M.Lamanna added that can even go to 50% if new data sets are analysed and often users have problems/bugs with their applications. To help users CMS will provide some “reference Sites and data sets” where users can test their applications before doing real analysis.

 

M.Kasemann added that users need to have different levels of support and examples. Several levels of support for simple and advanced questions must be provided. Experience and tools could be shared across VOs and IT Services.

M.Lamanna added that this is exactly the purpose of this activity.

 

I.Bird proposed that the MB receives an update in the next few weeks.

M.Lamanna agreed on end of April as a good time for a summary.

 

 

7.   AOB

 

7.1      Proposal for a technical discussion group (Slides)

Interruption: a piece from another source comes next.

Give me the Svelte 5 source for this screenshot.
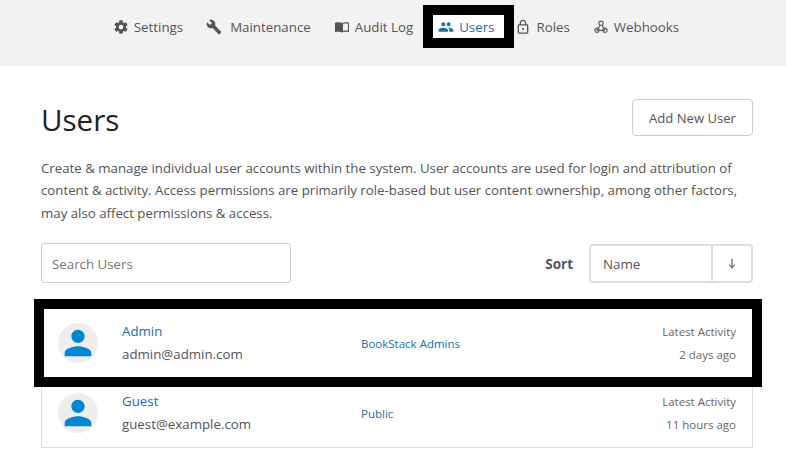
<script>
    const links = [
        { label: 'Settings', icon: 'settings' },
        { label: 'Maintenance', icon: 'build', gap: 8 },
        { label: 'Audit Log', icon: 'audit' },
        { label: 'Users', icon: 'users', active: true },
        { label: 'Roles', icon: 'lock' },
        { label: 'Webhooks', icon: 'webhook' }
    ];

    const users = [
        { name: 'Admin', email: 'admin@admin.com', role: 'BookStack Admins', activity: '2 days ago', marked: true },
        { name: 'Guest', email: 'guest@example.com', role: 'Public', activity: '11 hours ago' }
    ];
</script>

<nav class="tabs">
    {#each links as link}
        <a href="#top" class="tab" class:active={link.active}>
            <svg class="tab-icon" viewBox="0 0 24 24" aria-hidden="true">
                {#if link.icon === 'settings'}
                    <path d="M19.43 12.98c.04-.32.07-.64.07-.98s-.03-.66-.07-.98l2.11-1.65c.19-.15.24-.42.12-.64l-2-3.46c-.12-.22-.39-.3-.61-.22l-2.49 1c-.52-.4-1.08-.73-1.69-.98l-.38-2.65C14.46 2.18 14.25 2 14 2h-4c-.25 0-.46.18-.49.42l-.38 2.65c-.61.25-1.17.59-1.69.98l-2.49-1c-.23-.09-.49 0-.61.22l-2 3.46c-.13.22-.07.49.12.64l2.11 1.65c-.04.32-.07.65-.07.98s.03.66.07.98l-2.11 1.65c-.19.15-.24.42-.12.64l2 3.46c.12.22.39.3.61.22l2.49-1c.52.4 1.08.73 1.69.98l.38 2.65c.03.24.24.42.49.42h4c.25 0 .46-.18.49-.42l.38-2.65c.61-.25 1.17-.59 1.69-.98l2.49 1c.23.09.49 0 .61-.22l2-3.46c.12-.22.07-.49-.12-.64l-2.11-1.65zM12 15.5c-1.93 0-3.5-1.57-3.5-3.5s1.57-3.5 3.5-3.5 3.5 1.57 3.5 3.5-1.57 3.5-3.5 3.5z" />
                {:else if link.icon === 'build'}
                    <path d="M22.7 19l-9.1-9.1c.9-2.3.4-5-1.5-6.9-2-2-5-2.4-7.4-1.3L9 6 6 9 1.6 4.7C.4 7.1.9 10.1 2.9 12.1c1.9 1.9 4.6 2.4 6.9 1.5l9.1 9.1c.4.4 1 .4 1.4 0l2.3-2.3c.5-.4.5-1.1.1-1.4z" />
                {:else if link.icon === 'audit'}
                    <path fill-rule="evenodd" d="M1.500 5.500C5 4.500 9.500 4.500 12 6c2.500-1.500 7-1.500 10.500-.5V20c-3.500-1-8-1-10.500.3C9.500 19 5 19 1.500 20zM13.500 7.300v10.600c2-.8 5-.9 7.500-.5V7c-2.500-.5-5.500-.5-7.500.3z" />
                {:else if link.icon === 'users'}
                    <path d="M16 11c1.660 0 2.990-1.340 2.990-3S17.660 5 16 5c-1.660 0-3 1.340-3 3s1.340 3 3 3zm-8 0c1.660 0 2.990-1.340 2.990-3S9.660 5 8 5C6.340 5 5 6.340 5 8s1.340 3 3 3zm0 2c-2.330 0-7 1.170-7 3.500V19h14v-2.500c0-2.330-4.670-3.500-7-3.500zm8 0c-.290 0-.620.020-.970.050 1.160.840 1.970 1.970 1.970 3.450V19h6v-2.500c0-2.330-4.670-3.500-7-3.500z" />
                {:else if link.icon === 'lock'}
                    <path d="M12 16.500c.830 0 1.500-.670 1.500-1.500s-.670-1.500-1.500-1.500-1.500.670-1.500 1.500.670 1.500 1.500 1.500zm6-8.500h-1V6c0-2.760-2.240-5-5-5S7 3.240 7 6v2H6c-1.100 0-2 .9-2 2v10c0 1.100.9 2 2 2h12c1.100 0 2-.9 2-2V10c0-1.100-.9-2-2-2zM8.900 6c0-1.710 1.390-3.100 3.100-3.100s3.100 1.390 3.100 3.100v2H8.900V6zM18 20.300H6V9.800h12v10.500z" />
                {:else}
                    <g class="hook">
                        <circle cx="12" cy="6.500" r="3.200" />
                        <circle cx="6" cy="17" r="3.200" />
                        <circle cx="18" cy="17" r="3.200" />
                        <path d="M10.400 9.500 6 17h12M13.600 9.500 18 17" />
                    </g>
                {/if}
            </svg>
            <span class="tab-label" style:margin-left={link.gap ? `${link.gap}px` : null}>{link.label}</span>
        </a>
    {/each}
</nav>

<main class="page">
    <div class="head">
        <h1>Users</h1>
        <button class="outline-btn">Add New User</button>
    </div>

    <p class="intro">
        Create &amp; manage individual user accounts within the system. User accounts are used for login and attribution of
        content &amp; activity. Access permissions are primarily role-based but user content ownership, among other factors,
        may also affect permissions &amp; access.
    </p>

    <div class="filters">
        <input class="search" type="text" placeholder="Search Users" />
        <div class="sort">
            <span class="sort-label">Sort</span>
            <div class="sort-box">
                <span class="sort-name">Name</span>
                <span class="sort-dir">
                    <svg viewBox="0 0 24 24" aria-hidden="true">
                        <path d="M10.800 3h2.400v12.500l3-3 1.300 1.300L12 20.500l-5.500-6.700 1.300-1.300 3 3z" />
                    </svg>
                </span>
            </div>
        </div>
    </div>

    <div class="list">
        {#each users as user}
            <div class="row" class:marked={user.marked}>
                <div class="avatar">
                    <svg viewBox="0 0 24 24" aria-hidden="true">
                        <path d="M12 12c2.210 0 4-1.790 4-4s-1.790-4-4-4-4 1.790-4 4 1.790 4 4 4zm0 2c-2.670 0-8 1.340-8 4v2h16v-2c0-2.660-5.330-4-8-4z" />
                    </svg>
                </div>
                <div class="who">
                    <a href="#top">{user.name}</a>
                    <span>{user.email}</span>
                </div>
                <a href="#top" class="role">{user.role}</a>
                <div class="activity">
                    <span>Latest Activity</span>
                    <span>{user.activity}</span>
                </div>
            </div>
        {/each}
    </div>
</main>

<style>
    :global(body) {
        margin: 0;
        background: #fff;
        overflow: hidden;
        font-family: "Open Sans", "Noto Sans", sans-serif;
        color: #555;
    }

    a {
        text-decoration: none;
    }

    .tabs {
        height: 66px;
        box-sizing: border-box;
        background: #f2f2f2;
        border-bottom: 1px solid #eee;
        display: flex;
        justify-content: center;
        align-items: flex-start;
        gap: 6px;
        padding: 15px 0 0 13px;
    }

    .tab {
        display: flex;
        align-items: center;
        height: 23px;
        padding: 0 12px 0 5px;
        color: #555;
        font-size: 13.300px;
    }

    .tab.active {
        margin-left: 2px;
        padding-right: 10px;
        background: #fff;
        color: #206ea7;
        outline: 10px solid #000;
    }

    .tab-icon {
        width: 16px;
        height: 16px;
        fill: #555;
        flex: none;
    }

    .active .tab-icon {
        fill: #206ea7;
    }

    .tab-label {
        margin-left: 5px;
    }

    .hook {
        fill: none;
        stroke: #666;
        stroke-width: 1.800;
    }

    .page {
        padding: 33px 33px 0 41px;
    }

    .head {
        display: flex;
        justify-content: space-between;
        align-items: center;
        height: 37px;
    }

    h1 {
        margin: 4px 0 0;
        font-size: 29.500px;
        font-weight: 400;
        color: #222;
    }

    .outline-btn {
        width: 121px;
        height: 37px;
        background: #fff;
        border: 1px solid #ccc;
        border-radius: 4px;
        color: #555;
        font: inherit;
        font-size: 13.100px;
    }

    .intro {
        margin: 21px 0 0;
        font-size: 13.250px;
        line-height: 22.400px;
    }

    .filters {
        margin-top: 19px;
        display: flex;
        justify-content: space-between;
        align-items: flex-end;
    }

    .search {
        width: 250px;
        height: 40px;
        box-sizing: border-box;
        padding: 2px 10px 0;
        border: 1px solid #ccc;
        border-radius: 3px;
        font: inherit;
        font-size: 13.300px;
    }

    .search::placeholder {
        color: #777;
        opacity: 1;
    }

    .sort {
        display: flex;
        align-items: center;
        gap: 16px;
    }

    .sort-label {
        font-size: 13.500px;
        font-weight: 700;
    }

    .sort-box {
        width: 164px;
        height: 39px;
        box-sizing: border-box;
        display: flex;
        border: 2px solid #ddd;
        border-radius: 4px;
        font-size: 13.300px;
    }

    .sort-name {
        flex: 1;
        padding-left: 12px;
        line-height: 37px;
    }

    .sort-dir {
        width: 38px;
        border-left: 2px solid #ddd;
        display: flex;
        align-items: center;
        justify-content: center;
    }

    .sort-dir svg {
        width: 14px;
        height: 14px;
        fill: #777;
    }

    .list {
        margin-top: 24px;
        width: 712px;
        box-sizing: border-box;
        border: 1px solid #ddd;
        border-width: 0 1px;
    }

    .row {
        position: relative;
        height: 70px;
        box-sizing: border-box;
        display: grid;
        grid-template-columns: 64px 239px 1fr auto;
        align-items: center;
        padding: 2px 16px 0;
        background: #fff;
    }

    .row + .row {
        height: 71px;
        border-bottom: 1px solid #ddd;
    }

    .row.marked::after {
        content: "";
        position: absolute;
        z-index: 1;
        top: -8px;
        bottom: -10px;
        left: -8px;
        right: -10px;
        border: 10px solid #000;
        pointer-events: none;
    }

    .avatar {
        width: 40px;
        height: 40px;
        border-radius: 50%;
        background: #eee;
    }

    .avatar svg {
        display: block;
        fill: #0288d1;
    }

    .who {
        display: flex;
        flex-direction: column;
        gap: 2px;
        font-size: 13.300px;
        line-height: 21px;
    }

    .who a {
        color: #206ea7;
    }

    .role {
        color: #206ea7;
        font-size: 11.500px;
    }

    .activity {
        display: flex;
        flex-direction: column;
        align-items: flex-end;
        gap: 5px;
        font-size: 11.500px;
        line-height: 18px;
        color: #666;
    }
</style>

I.Bird presented a proposal of a forum where technical discussions, of interest of the WLCG, could take place.

 

WLCG does not have a forum where all of the technical people discuss critical and strategic technical issues. The AF is for App. Area Architects and some offline people. Pre-GDB and GDB tends to be mainly sites and a few “grid-specific” experiment people. In the baseline services one had a better representation of experiment offline people

 

For instance the discussions on SL5 recently – online vs. offline vs. experiment-grid vs. middleware vs. site managers. No forum exists where all these can discuss a given issue even though there are implications for all parties. WLCG need a place where strategic technical issues, priorities and roadmaps can be discussed with all relevant stakeholders. And then requirements can be provided to grid projects/developers/ etc.

 

The proposal could be to better use the Pre-GDB or create a new group. In both cases must be led by someone driving the discussion.

 

The questions are:

-       Is such a forum/group needed? 

-       Is there time for it?

-       What format? (Pre-GDB or a new group – or are they the same?)

 

M.Kasemann added that also an AF for Middleware would be useful. Where new features or requests are agreed and discussed with MW developers and Sites.

I.Bird agreed and asked for comment for next week.

 

8.   Summary of New Actions

 

 

New Action:

14 Apr 2009 - Sites and Experiments should comment on the need and  functions of a WLCG technical group.